2. Ask about refrigerant type. R744 (CO₂) systems handle deep cold better than R1234yf. This distinction grows more important as next-generation platforms arrive in 2026–2027.
3. Look for integrated battery preconditioning. The best systems (Tesla, Hyundai/Kia E-GMP, BMW) use the heat pump circuit to warm the battery before fast charging — a dual benefit that improves charge speed in cold weather.
4. Evaluate your real commute, not the spec sheet. If you drive 40 km round-trip and charge nightly, deep-cold range loss may never affect you. If you regularly drive 200+ km between charges in January, heat pump COP and preconditioning habits become critical.
5. Factor in total cost of ownership. A heat pump reduces electricity consumption by 10 to 20 percent over a Canadian heating season — perhaps $80 to $150 per winter at Ontario’s average $0.12/kWh. The real value is preserved range, not hydro bill savings.
6. Check for over-the-air thermal updates. Tesla and others have improved heat pump behaviour through software updates. A system that struggles today may improve tomorrow — but only if the hardware is already installed.

For more on the financial side of EV ownership, browse our ownership costs coverage.

What to Do Next

• Check your target EV’s heat pump status using the table above and verify with the manufacturer’s Canadian configurator.
• Test drive in actual cold. Shopping in October? Ask about a winter test drive or loaner program. Feel the difference at -10°C.
• Set up preconditioning on day one. Download your EV’s app and schedule cabin and battery heating for every morning departure while plugged in.
• Compare range retention data, not just rated range.
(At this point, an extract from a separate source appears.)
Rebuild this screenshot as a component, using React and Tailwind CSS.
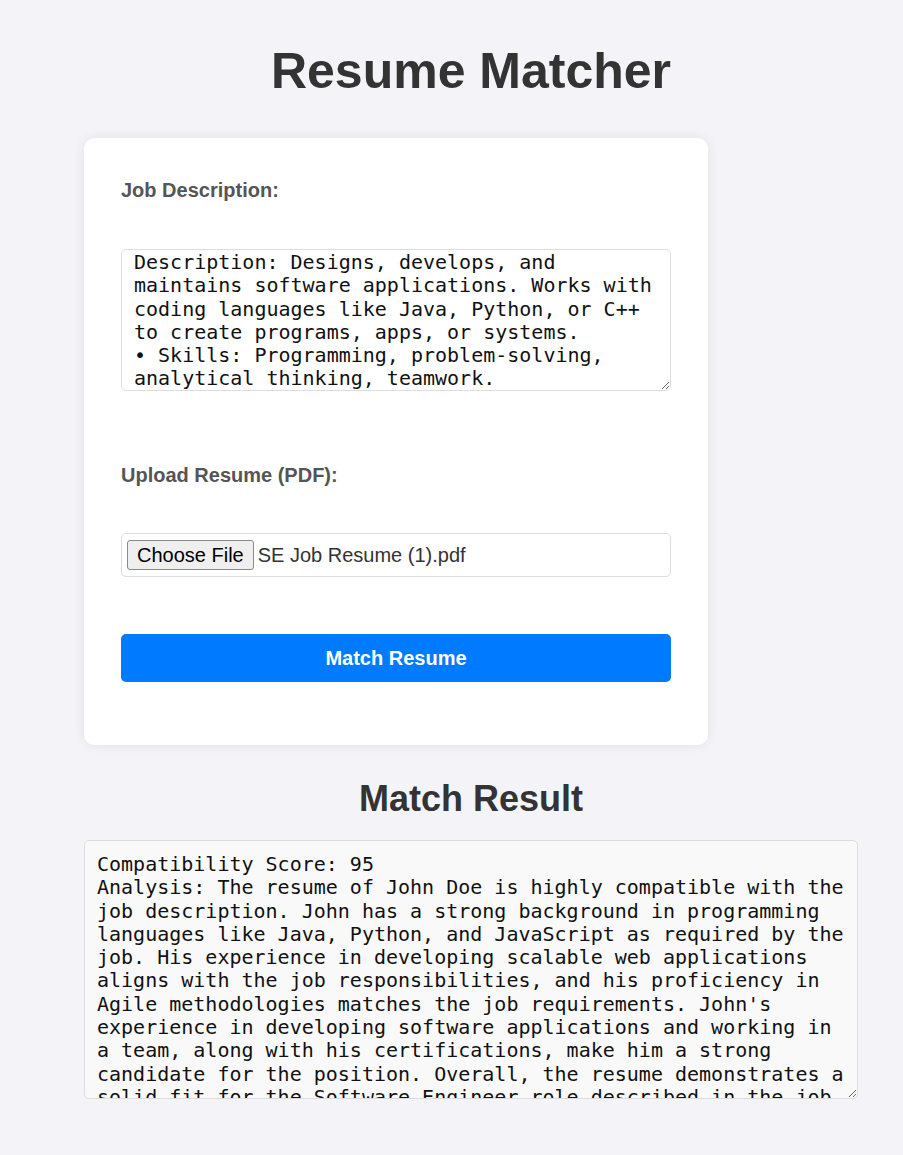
import { useState } from "react"

const JOB_TEXT =
  "Description: Designs, develops, and maintains software applications. Works with coding languages like Java, Python, or C++ to create programs, apps, or systems.\n• Skills: Programming, problem-solving, analytical thinking, teamwork."

const RESULT_TEXT =
  "Compatibility Score: 95\nAnalysis: The resume of John Doe is highly compatible with the job description. John has a strong background in programming languages like Java, Python, and JavaScript as required by the job. His experience in developing scalable web applications aligns with the job responsibilities, and his proficiency in Agile methodologies matches the job requirements. John's experience in developing software applications and working in a team, along with his certifications, make him a strong candidate for the position. Overall, the resume demonstrates a solid fit for the Software Engineer role described in the job description."

const sans = "font-['Liberation_Sans',Arial,sans-serif]"
const mono = "font-['DejaVu_Sans_Mono',Menlo,monospace]"

export default function App() {
  const [job, setJob] = useState(JOB_TEXT)

  return (
    <div className={`min-h-screen bg-[#f4f4f8] pl-[84px] pt-[42px] pb-10 ${sans}`}>
      <div className="w-[774px]">
        <h1 className="text-center text-[50px] leading-[58px] font-bold text-[#333]">Resume Matcher</h1>

        <div className="mt-[38px] w-[624px] rounded-[10px] bg-white px-[37px] pt-[41px] pb-[63px] shadow-[0_0_12px_rgba(0,0,0,0.08)]">
          <label className="block text-[20px] leading-[23px] font-bold text-[#555]">Job Description:</label>
          <textarea
            value={job}
            onChange={(e) => setJob(e.target.value)}
            className={`mt-[47px] block h-[142px] w-full overflow-hidden rounded-[5px] border border-[#ddd] bg-white px-3 pt-[1px] pb-0 text-[20px] leading-[23.3px] text-[#111] outline-none ${mono}`}
          />

          <label className="mt-[73px] block text-[20px] leading-[23px] font-bold text-[#555]">Upload Resume (PDF):</label>
          <div className="mt-[46px] flex h-[44px] items-center rounded-[5px] border border-[#ddd] px-[5px]">
            <span className="flex h-[30px] items-center rounded-[3px] border border-[#8a8a8a] bg-[#efefef] px-[9px] text-[20px] text-black">
              Choose File
            </span>
            <span className="ml-[4px] text-[20px] text-[#333]">SE Job Resume (1).pdf</span>
          </div>

          <button className="mt-[57px] block h-[48px] w-full rounded-[5px] bg-[#007bff] text-[20px] font-bold text-white">
            Match Resume
          </button>
        </div>

        <h2 className="mt-[33px] text-center text-[36px] leading-[41px] font-bold text-[#333]">Match Result</h2>
        <textarea
          readOnly
          value={RESULT_TEXT}
          className={`mt-[21px] block h-[259px] w-full overflow-hidden rounded-[5px] border border-[#ddd] bg-[#f9f9f9] p-3 text-[20px] leading-[23.3px] text-[#111] outline-none ${mono}`}
        />
      </div>
    </div>
  )
}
Look for real-world winter results from NAF, Recurrent, or NRCan.
• Revisit this decision in 2027. R744 heat pump systems on next-generation platforms could meaningfully change the cold-weather calculus for Prairie and northern buyers.

Understanding heat pumps in EVs and why they matter for Canadian winter driving is not about chasing spec-sheet numbers — it is about knowing exactly what your heating system can and cannot do when the temperature drops to -25°C and you still need to get to work.